With the disclaimer out of the way, there are many websites which will give you excellent questions and criteria to help you interview and select an advisor.  The intent of this post is to help you decide if you need an advisor and how you can generate a list of candidates. 

So through my career here are a few of the more common questions on this topic, that I have been asked:

When should I seek the guidance of a financial advisor?

When you feel uncomfortable about making a decision, when you feel that you want a second opinion on a particular issue or you want a complete review of you financial situation.  Many people think there is a magic number where they should request professional assistance.  I have met people who sought my assistance who have $2M or more and met other people who had less than $25K.  My conclusion over a time period  was different people have different comfort levels when it comes to managing their finances and will seek assistance at different times.

How can I find someone to help me with ………?

Think about ………., what type of professional typically works with people on that issue? For your wills and trusts, visit with an estate planning attorney.  Need help with your life insurance coverage, an insurance agent is the answer.  Not sure about your 401(k) plan, then an investment broker, a financial planner, even your tax professional may provide assistance.  Time to refinance the home, visit with a mortgage broker, tax professional or financial planner.
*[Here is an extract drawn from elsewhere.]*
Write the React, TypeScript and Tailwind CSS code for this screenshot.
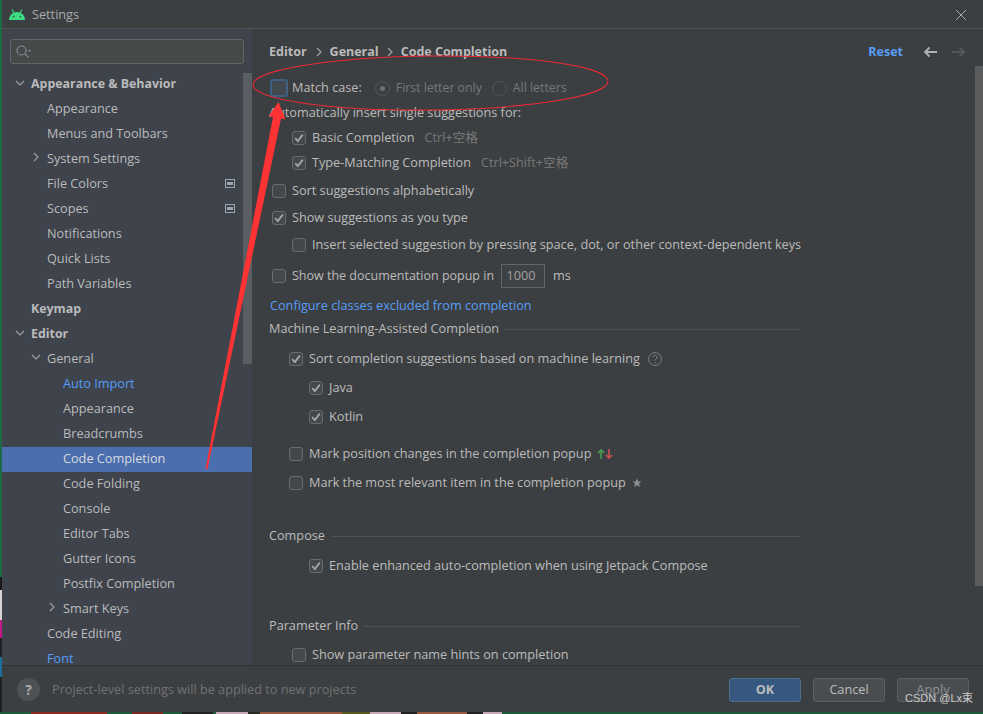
import React from "react";

const FONT = "font-['Open_Sans','Noto_Sans_CJK_SC',sans-serif]";

function Chevron({ open }: { open?: boolean }) {
   return (
      <svg width="10" height="10" viewBox="0 0 10 10" fill="none" stroke="#9da0a3" strokeWidth="1.2">
         {open ? <path d="M1 3l4 4 4-4" /> : <path d="M3 1l4 4-4 4" />}
      </svg>
   );
}

function ProjectIcon() {
   return (
      <svg width="10" height="9" viewBox="0 0 10 9" className="ml-auto mr-[17px]">
         <rect x="0.5" y="0.5" width="9" height="8" fill="none" stroke="#9aa7b0" />
         <rect x="2" y="3" width="6" height="3" fill="#9aa7b0" />
      </svg>
   );
}

type TreeRow = {
   label: string;
   indent: number;
   bold?: boolean;
   chevron?: "open" | "closed";
   link?: boolean;
   selected?: boolean;
   project?: boolean;
};

const tree: TreeRow[] = [
   { label: "Appearance & Behavior", indent: 29, bold: true, chevron: "open" },
   { label: "Appearance", indent: 45 },
   { label: "Menus and Toolbars", indent: 45 },
   { label: "System Settings", indent: 45, chevron: "closed" },
   { label: "File Colors", indent: 45, project: true },
   { label: "Scopes", indent: 45, project: true },
   { label: "Notifications", indent: 45 },
   { label: "Quick Lists", indent: 45 },
   { label: "Path Variables", indent: 45 },
   { label: "Keymap", indent: 29, bold: true },
   { label: "Editor", indent: 29, bold: true, chevron: "open" },
   { label: "General", indent: 45, chevron: "open" },
   { label: "Auto Import", indent: 61, link: true },
   { label: "Appearance", indent: 61 },
   { label: "Breadcrumbs", indent: 61 },
   { label: "Code Completion", indent: 61, selected: true },
   { label: "Code Folding", indent: 61 },
   { label: "Console", indent: 61 },
   { label: "Editor Tabs", indent: 61 },
   { label: "Gutter Icons", indent: 61 },
   { label: "Postfix Completion", indent: 61 },
   { label: "Smart Keys", indent: 61, chevron: "closed" },
   { label: "Code Editing", indent: 45 },
   { label: "Font", indent: 45, link: true },
];

function Sidebar() {
   return (
      <div className="flex h-full w-[250px] shrink-0 flex-col overflow-hidden bg-[#3e434c]">
         {/* search */}
         <div className="px-2 pt-[10px]">
            <div className="flex h-[25px] w-[234px] items-center gap-[1px] rounded-[3px] border border-[#646464] bg-[#45494a] pl-[5px]">
               <svg width="16" height="14" viewBox="0 0 16 14" fill="none" stroke="#8b8e90" strokeWidth="1.1">
                  <circle cx="5.5" cy="5.5" r="4.5" />
                  <path d="M9 9l3.5 3.5" />
                  <path d="M12 5h3l-1.5 2z" fill="#8b8e90" stroke="none" />
               </svg>
            </div>
         </div>
         {/* tree */}
         <div className="relative mt-[8px] flex-1">
            <div className="absolute right-0 top-[1px] h-[291px] w-[9px] bg-[#5a5d62]" />
            {tree.map((row, i) => (
               <div
                  key={i}
                  className={`flex h-[25px] items-center ${row.selected ? "bg-[#4b6eaf]" : ""} ${
                     row.link ? "text-[#589df6]" : row.selected ? "text-[#d8dadc]" : "text-[#bbbbbb]"
                  } ${row.bold ? "text-[12.4px] font-bold" : "pb-[2px] text-[12.7px]"}`}
                  style={{ paddingLeft: row.indent }}
               >
                  <span className="relative">
                     {row.chevron && (
                        <span className="absolute left-[-16px] top-[3px]">
                           <Chevron open={row.chevron === "open"} />
                        </span>
                     )}
                     {row.label}
                  </span>
                  {row.project && <ProjectIcon />}
               </div>
            ))}
         </div>
      </div>
   );
}

function Check({ checked, focus }: { checked?: boolean; focus?: boolean }) {
   return (
      <span
         className={`flex shrink-0 items-center justify-center rounded-[3px] ${
            focus
               ? "h-[18px] w-[18px] border-[2px] border-[#3d6185] bg-[#43494e]"
               : "h-[14px] w-[14px] border border-[#6b6b6b] bg-[#43494a]"
         }`}
      >
         {checked && (
            <svg width="10" height="10" viewBox="0 0 10 10" fill="none" stroke="#a7a7a7" strokeWidth="1.8">
               <path d="M1.2 5.2l2.6 2.8L8.8 1.6" />
            </svg>
         )}
      </span>
   );
}

function Radio({ selected }: { selected?: boolean }) {
   return (
      <span className="flex h-[15px] w-[15px] shrink-0 items-center justify-center rounded-full border border-[#535658]">
         {selected && <span className="h-[5px] w-[5px] rounded-full bg-[#6f7173]" />}
      </span>
   );
}

function Option({
   label,
   left,
   top,
   checked,
   children,
}: {
   label: string;
   left: number;
   top: number;
   checked?: boolean;
   children?: React.ReactNode;
}) {
   return (
      <div className="flex h-[18px] items-center gap-[6px]" style={{ marginLeft: left, marginTop: top }}>
         <Check checked={checked} />
         <span className="whitespace-nowrap">{label}</span>
         {children}
      </div>
   );
}

function Section({ label, top }: { label: string; top: number }) {
   return (
      <div className="flex h-[18px] items-center gap-[6px]" style={{ marginTop: top }}>
         <span className="whitespace-nowrap">{label}</span>
         <span className="h-px flex-1 bg-[#515151]" />
      </div>
   );
}

function Main() {
   return (
      <div className="relative min-w-0 flex-1 bg-[#3c3f41] pl-[17px] text-[12.7px] text-[#bbbbbb]">
         {/* scrollbar */}
         <div className="absolute right-0 top-[37px] h-[520px] w-[8px] bg-[#5a5c5e]" />

         <div className="flex h-[46px] items-center pr-[17px] text-[12.5px] font-bold">
            <span>Editor</span>
            <span className="ml-[7px] mr-[6px]">
               <Chevron />
            </span>
            <span>General</span>
            <span className="ml-[6px] mr-[6px]">
               <Chevron />
            </span>
            <span>Code Completion</span>
            <span className="ml-auto text-[#589df6]">Reset</span>
            <svg width="16" height="12" viewBox="0 0 16 12" className="ml-[20px]" fill="none" stroke="#afb1b3" strokeWidth="1.8">
               <path d="M14 6H2M6.5 1.5L2 6l4.5 4.5" />
            </svg>
            <svg width="16" height="12" viewBox="0 0 16 12" className="ml-[11px]" fill="none" stroke="#5a5c5e" strokeWidth="1.6">
               <path d="M2 6h12M9.5 1.5L14 6l-4.5 4.5" />
            </svg>
         </div>

         <div className="w-[532px]">
            <div className="mt-[4px] flex h-[18px] items-center">
               <span className="ml-[1px] mr-[4px]">
                  <Check focus />
               </span>
               <span>Match case:</span>
               <span className="ml-[13px] flex items-center gap-[6px] text-[12.3px] text-[#787878]">
                  <Radio selected />
                  First letter only
                  <span className="ml-[4px]">
                     <Radio />
                  </span>
                  All letters
               </span>
            </div>
            <div className="mt-[6px] h-[18px] leading-[18px]">Automatically insert single suggestions for:</div>
            <Option label="Basic Completion" left={23} top={8} checked>
               <span className="ml-[4px] text-[#787878]">Ctrl+空格</span>
            </Option>
            <Option label="Type-Matching Completion" left={23} top={7} checked>
               <span className="ml-[4px] text-[#787878]">Ctrl+Shift+空格</span>
            </Option>
            <Option label="Sort suggestions alphabetically" left={3} top={10} />
            <Option label="Show suggestions as you type" left={3} top={9} checked />
            <Option label="Insert selected suggestion by pressing space, dot, or other context-dependent keys" left={23} top={9} />
            <div className="mt-[10px] flex h-[24px] items-center gap-[6px] pl-[3px]">
               <Check />
               <span className="text-[12.5px]">Show the documentation popup in</span>
               <span className="ml-[1px] flex h-[24px] w-[44px] items-center justify-center border border-[#646464] bg-[#3f4244] pr-[4px] text-[#a0a0a0]">
                  1000
               </span>
               <span className="ml-[2px]">ms</span>
            </div>
            <div className="mt-[8px] h-[18px] pl-[1px] leading-[18px] text-[#589df6]">Configure classes excluded from completion</div>
            <Section label="Machine Learning-Assisted Completion" top={6} />
            <Option label="Sort completion suggestions based on machine learning" left={20} top={12} checked>
               <svg width="14" height="14" viewBox="0 0 14 14" className="ml-[2px]" fill="none" stroke="#7c7e80">
                  <circle cx="7" cy="7" r="6.4" />
                  <path d="M5 5.4a2 2 0 1 1 3 1.7c-.7.4-1 .8-1 1.6M7 9.8v1.2" />
               </svg>
            </Option>
            <Option label="Java" left={40} top={11} checked />
            <Option label="Kotlin" left={40} top={11} checked />
            <Option label="Mark position changes in the completion popup" left={20} top={19}>
               <svg width="16" height="12" viewBox="0 0 16 12" fill="none" strokeWidth="1.6">
                  <path d="M4 11V2M1 5l3-3 3 3" stroke="#499c54" />
                  <path d="M12 1v9M9 7l3 3 3-3" stroke="#c75450" />
               </svg>
            </Option>
            <Option label="Mark the most relevant item in the completion popup" left={20} top={11}>
               <svg width="10" height="10" viewBox="0 0 10 10" fill="#8b8e90">
                  <path d="M5 .5l1.3 3h3.2L7 5.6l.9 3.4L5 7.2 2.1 9 3 5.6.5 3.5h3.2z" />
               </svg>
            </Option>
            <Section label="Compose" top={35} />
            <Option label="Enable enhanced auto-completion when using Jetpack Compose" left={40} top={12} checked />
            <Section label="Parameter Info" top={42} />
            <Option label="Show parameter name hints on completion" left={23} top={11} />
         </div>
      </div>
   );
}

function Annotation() {
   return (
      <svg width="983" height="714" viewBox="0 0 983 714" className="pointer-events-none absolute left-0 top-0" fill="none">
         <ellipse cx="430.5" cy="83" rx="177.5" ry="27" stroke="#ee2a35" transform="rotate(-0.6 430.5 83)" />
         <path d="M278.5 102L285.5 119.5L281 118.5L207.5 469L205.5 469L273 117L268.5 116.5Z" fill="#ff3333" />
      </svg>
   );
}

// bits of the desktop wallpaper that show round the window
const leftEdge = [
   { h: 577, c: "bg-[#1c6b45]" },
   { h: 13, c: "bg-[#1a1a1a]" },
   { h: 30, c: "bg-[#d8d4d6]" },
   { h: 18, c: "bg-[#c2188b]" },
   { h: 19, c: "bg-[#222226]" },
   { h: 20, c: "bg-[#1d6f9a]" },
   { h: 37, c: "bg-[#1f1f22]" },
];

const bottomEdge = [
   { w: 31, c: "bg-[#1f5a3a]" },
   { w: 76, c: "bg-[#8c2b22]" },
   { w: 25, c: "bg-[#1f5a3a]" },
   { w: 31, c: "bg-[#7a2a22]" },
   { w: 19, c: "bg-[#1f5a3a]" },
   { w: 31, c: "bg-[#222222]" },
   { w: 3, c: "bg-[#1f5a3a]" },
   { w: 32, c: "bg-[#c9a9b8]" },
   { w: 12, c: "bg-[#2a2a20]" },
   { w: 82, c: "bg-[#9a5a40]" },
   { w: 28, c: "bg-[#5a5a20]" },
   { w: 31, c: "bg-[#c9a9b8]" },
   { w: 16, c: "bg-[#222222]" },
   { w: 50, c: "bg-[#9a5a40]" },
   { w: 16, c: "bg-[#222222]" },
   { w: 19, c: "bg-[#c9a9b8]" },
];

export default function App() {
   return (
      <div className={`relative h-[714px] w-[983px] overflow-hidden bg-[#1f5a3a] ${FONT}`}>
         {/* wallpaper edge */}
         <div className="absolute left-0 top-0 flex w-[2px] flex-col">
            {leftEdge.map((s, i) => (
               <div key={i} className={s.c} style={{ height: s.h }} />
            ))}
         </div>
         <div className="absolute bottom-0 left-0 flex h-[2px] w-full">
            {bottomEdge.map((s, i) => (
               <div key={i} className={s.c} style={{ width: s.w }} />
            ))}
         </div>

         <div className="relative flex h-[712px] flex-col pl-[2px]">
            {/* title bar */}
            <div className="flex h-[29px] shrink-0 items-center border-b border-[#515151] bg-[#3c3f41] pl-[7px] pr-[16px] pt-[1px] text-[12.7px] text-[#a9abad]">
               <svg width="16" height="11" viewBox="0 0 16 11">
                  <path d="M0 11a8 8 0 0 1 16 0z" fill="#3ddc84" />
                  <path d="M3 .5l2 3.5M13 .5l-2 3.5" stroke="#3ddc84" strokeWidth="1.1" />
                  <circle cx="4.6" cy="7.6" r=".8" fill="#3c3f41" />
                  <circle cx="11.4" cy="7.6" r=".8" fill="#3c3f41" />
               </svg>
               <span className="ml-[7px]">Settings</span>
               <svg width="12" height="12" viewBox="0 0 12 12" className="ml-auto" fill="none" stroke="#a9abad">
                  <path d="M1 1l10 10M11 1L1 11" />
               </svg>
            </div>

            {/* body */}
            <div className="flex min-h-0 flex-1">
               <Sidebar />
               <Main />
            </div>

            {/* footer */}
            <div className="flex h-[47px] shrink-0 items-center border-t border-[#323232] bg-[#3c3f41] pl-[15px] pr-[14px] pt-[1px] text-[12.7px]">
               <span className="flex h-[23px] w-[23px] items-center justify-center rounded-full bg-[#4f5254] text-[14px] font-bold text-[#a9abad]">
                  ?
               </span>
               <span className="ml-[12px] text-[#6f7173]">Project-level settings will be applied to new projects</span>
               <button className="ml-auto h-[24px] w-[72px] rounded-[3px] border border-[#4c708c] bg-[#365880] font-bold text-[#bbbbbb]">OK</button>
               <button className="ml-[12px] h-[24px] w-[72px] rounded-[3px] border border-[#5e6060] bg-[#4a4d4f] text-[#bbbbbb]">Cancel</button>
               <button className="ml-[12px] h-[24px] w-[72px] rounded-[3px] border border-[#5e6060] bg-[#4a4d4f] text-[#8f9193]">Apply</button>
            </div>
         </div>

         <Annotation />

         {/* watermark */}
         <span className="absolute left-[905px] top-[691px] font-['Liberation_Sans','Noto_Sans_CJK_SC',sans-serif] text-[11px] leading-[14px] text-[#c8c8c8]">
            CSDN @Lx束
         </span>
      </div>
   );
}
Great, now I know the type of professional I need, where do I find them?

Well, you have some great referral sources at your fingertips:

  • Speak with your neighbors, family members and co-workers about professionals they have engaged.
  • Speak with some of your current advisors.  Do you have a tax professional, a life insurance agent, a mortgage broker that you have done business with? Ask them for referrals.  Many professionals, such as those mentioned, refer their clients to other professionals.
  • Visit the Human Resources (HR) department at your place of employment.  Many major Corporations have an employee benefit called Employee Assistance Programs (EAP).  Many times, these EAPs will provide referrals to local financial and legal advisors.
  • There are many, many online associations of different professionals.  Search the internet for the appropriate type of individual.
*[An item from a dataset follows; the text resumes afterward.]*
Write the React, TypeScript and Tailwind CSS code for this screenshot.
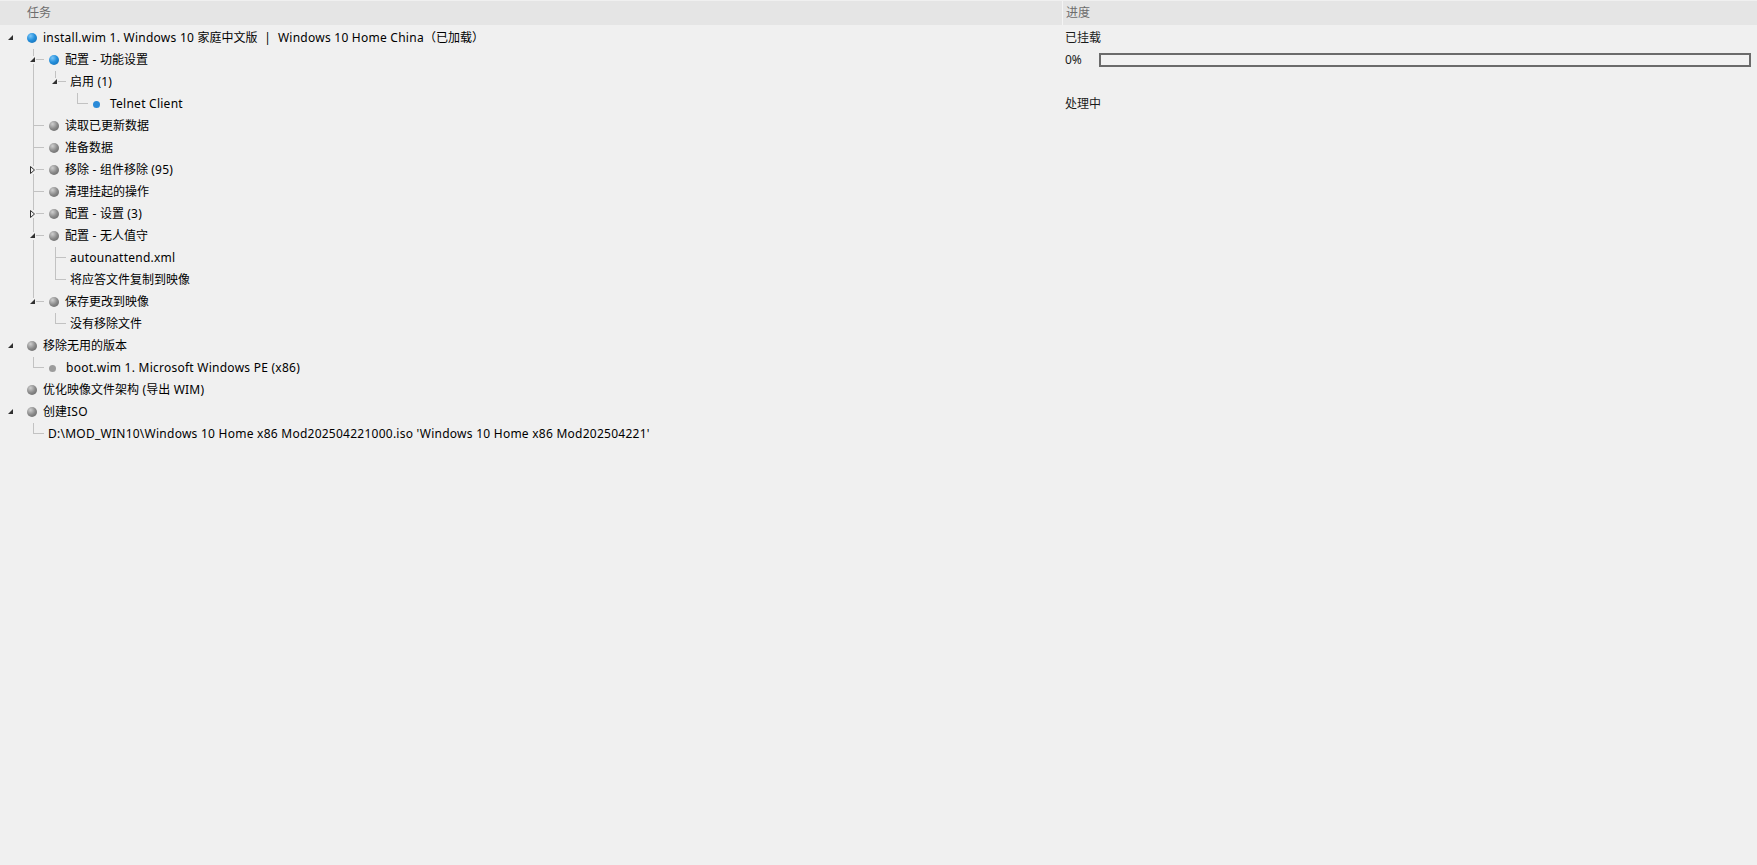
import React from 'react';

type Bullet = 'blue' | 'gray' | 'blue-sm' | 'gray-sm';

interface TaskNode {
  text: string;
  bullet?: Bullet;
  state?: 'open' | 'closed';
  right?: React.ReactNode;
  children?: TaskNode[];
}

interface FlatRow {
  node: TaskNode;
  level: number;
  // for each ancestor column 1..level-1: does the line continue
  guides: boolean[];
  isLast: boolean;
}

const LINE = '#c2c2c2';
const BG = '#f0f0f0';

const ProgressCell = () => (
  <div className="flex items-center h-full">
    <span className="w-[34px]">0%</span>
    <div className="w-[652px] h-[14px] border-2 border-[#6b6b6b] bg-[#f2f2f2]" />
  </div>
);

const tasks: TaskNode[] = [
  {
    text: 'install.wim 1. Windows 10 家庭中文版  |  Windows 10 Home China（已加载）',
    bullet: 'blue',
    state: 'open',
    right: '已挂载',
    children: [
      {
        text: '配置 - 功能设置',
        bullet: 'blue',
        state: 'open',
        right: <ProgressCell />,
        children: [
          {
            text: '启用 (1)',
            state: 'open',
            children: [{ text: 'Telnet Client', bullet: 'blue-sm', right: '处理中' }],
          },
        ],
      },
      { text: '读取已更新数据', bullet: 'gray' },
      { text: '准备数据', bullet: 'gray' },
      { text: '移除 - 组件移除 (95)', bullet: 'gray', state: 'closed' },
      { text: '清理挂起的操作', bullet: 'gray' },
      { text: '配置 - 设置 (3)', bullet: 'gray', state: 'closed' },
      {
        text: '配置 - 无人值守',
        bullet: 'gray',
        state: 'open',
        children: [{ text: 'autounattend.xml' }, { text: '将应答文件复制到映像' }],
      },
      {
        text: '保存更改到映像',
        bullet: 'gray',
        state: 'open',
        children: [{ text: '没有移除文件' }],
      },
    ],
  },
  {
    text: '移除无用的版本',
    bullet: 'gray',
    state: 'open',
    children: [{ text: 'boot.wim 1. Microsoft Windows PE (x86)', bullet: 'gray-sm' }],
  },
  { text: '优化映像文件架构 (导出 WIM)', bullet: 'gray' },
  {
    text: '创建ISO',
    bullet: 'gray',
    state: 'open',
    children: [
      {
        text: "D:\\MOD_WIN10\\Windows 10 Home x86 Mod202504221000.iso 'Windows 10 Home x86 Mod202504221'",
      },
    ],
  },
];

function flatten(nodes: TaskNode[], level: number, guides: boolean[], out: FlatRow[]) {
  nodes.forEach((node, i) => {
    const isLast = i === nodes.length - 1;
    out.push({ node, level, guides, isLast });
    if (node.children && node.state === 'open') {
      const next = level >= 1 ? [...guides, !isLast] : guides;
      flatten(node.children, level + 1, next, out);
    }
  });
  return out;
}

// latin runs get a touch of tracking so they sit as wide as the original UI font
const MixedText = ({ text }: { text: string }) => (
  <>
    {text.split(/([\u3000-\u9fff\uff00-\uffef]+)/).map((part, i) =>
      i % 2 === 1 ? (
        <span key={i}>{part}</span>
      ) : (
        <span key={i} className="tracking-[0.25px]">
          {part}
        </span>
      )
    )}
  </>
);

// guide column of an ancestor: a plain vertical line
const GuideCell = ({ on }: { on: boolean }) => (
  <svg width="22" height="22" className="shrink-0 block">
    {on && <line x1="11.5" y1="0" x2="11.5" y2="22" stroke={LINE} />}
  </svg>
);

// own expander column: connector + triangle
const ExpanderCell = ({ level, isLast, state }: { level: number; isLast: boolean; state?: 'open' | 'closed' }) => (
  <svg width="22" height="22" className="shrink-0 block">
    {level > 0 && (
      <>
        {state ? (
          <>
            <line x1="11.5" y1="0" x2="11.5" y2="7" stroke={LINE} />
            {!isLast && <line x1="11.5" y1="15" x2="11.5" y2="22" stroke={LINE} />}
            <line x1="14" y1="10.5" x2="22" y2="10.5" stroke={LINE} />
          </>
        ) : (
          <>
            <line x1="11.5" y1="0" x2="11.5" y2={isLast ? 11 : 22} stroke={LINE} />
            <line x1="12" y1="10.5" x2="22" y2="10.5" stroke={LINE} />
          </>
        )}
      </>
    )}
    {state === 'open' && <polygon points="13,8 13,13 8,13" fill="#303030" />}
    {state === 'closed' && (
      <polygon points="8.5,7.5 8.5,14.5 12.5,11" fill={BG} stroke="#303030" strokeLinejoin="miter" />
    )}
  </svg>
);

const BulletDot = ({ kind }: { kind?: Bullet }) => {
  if (kind === 'blue')
    return (
      <span className="ml-[5px] w-[10px] h-[10px] shrink-0 rounded-full bg-[radial-gradient(circle_at_35%_30%,#7cc6f7_0%,#2590dc_45%,#1268ad_100%)]" />
    );
  if (kind === 'gray')
    return (
      <span className="ml-[5px] w-[10px] h-[10px] shrink-0 rounded-full bg-[radial-gradient(circle_at_35%_30%,#cfcfcf_0%,#8a8a8a_50%,#5e5e5e_100%)]" />
    );
  if (kind === 'blue-sm')
    return <span className="ml-[5px] w-[7px] h-[7px] shrink-0 rounded-full bg-[#2a8ad8]" />;
  if (kind === 'gray-sm')
    return <span className="ml-[5px] w-[7px] h-[7px] shrink-0 rounded-full bg-[#9c9c9c]" />;
  return null;
};

const textGap = (kind?: Bullet) => {
  if (kind === 'blue' || kind === 'gray') return 'ml-[6px]';
  if (kind === 'blue-sm' || kind === 'gray-sm') return 'ml-[10px]';
  return 'ml-[4px]';
};

const Row = ({ row }: { row: FlatRow }) => {
  const { node, level, guides, isLast } = row;
  return (
    <div className="flex h-[22px]">
      <div className="flex items-center w-[1063px] shrink-0">
        {level > 0 && <GuideCell on={false} />}
        {guides.map((g, i) => (
          <GuideCell key={i} on={g} />
        ))}
        <ExpanderCell level={level} isLast={isLast} state={node.state} />
        <BulletDot kind={node.bullet} />
        <span className={`${textGap(node.bullet)} whitespace-pre text-black`}>
          <MixedText text={node.text} />
        </span>
      </div>
      <div className="flex-1 flex items-center pl-[2px] text-[#1a1a1a]">{node.right}</div>
    </div>
  );
};

export default function App() {
  const rows = flatten(tasks, 0, [], []);
  return (
    <div
      className="w-full h-[865px] bg-[#f0f0f0] text-[12px] leading-[22px] overflow-hidden"
      style={{ fontFamily: '"Segoe UI", "Noto Sans", "Noto Sans CJK SC", sans-serif' }}
    >
      <div className="flex h-[25px] border-t border-[#f0f0f0] bg-[#e5e5e5] text-[#6d6d6d] leading-[24px]">
        <div className="w-[1062px] shrink-0 pl-[27px]">任务</div>
        <div className="w-px bg-[#f4f4f4]" />
        <div className="flex-1 pl-[3px]">进度</div>
      </div>
      <div className="pt-[2px]">
        {rows.map((r, i) => (
          <Row key={i} row={r} />
        ))}
      </div>
    </div>
  );
}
In closing this post, the last tip I would like to offer is to look for three key characteristics in your professional advisor:

  1. Competency in the area where you require assistance.
  2. Confidentiality and  trust. Is the advisor trustworthy? You will tell your advisor many personal details, that you would not share with a close friend or family member.
  3. Communications. Does the advisor have excellent bi-directional communication skills? That is, do they speak at a level that you comprehend and are comfortable with? And, do they listen and comprehend what you are telling them?

Choosing an advisor is a personalized decision that merits your careful evaluation.  Thank you for considering these tips.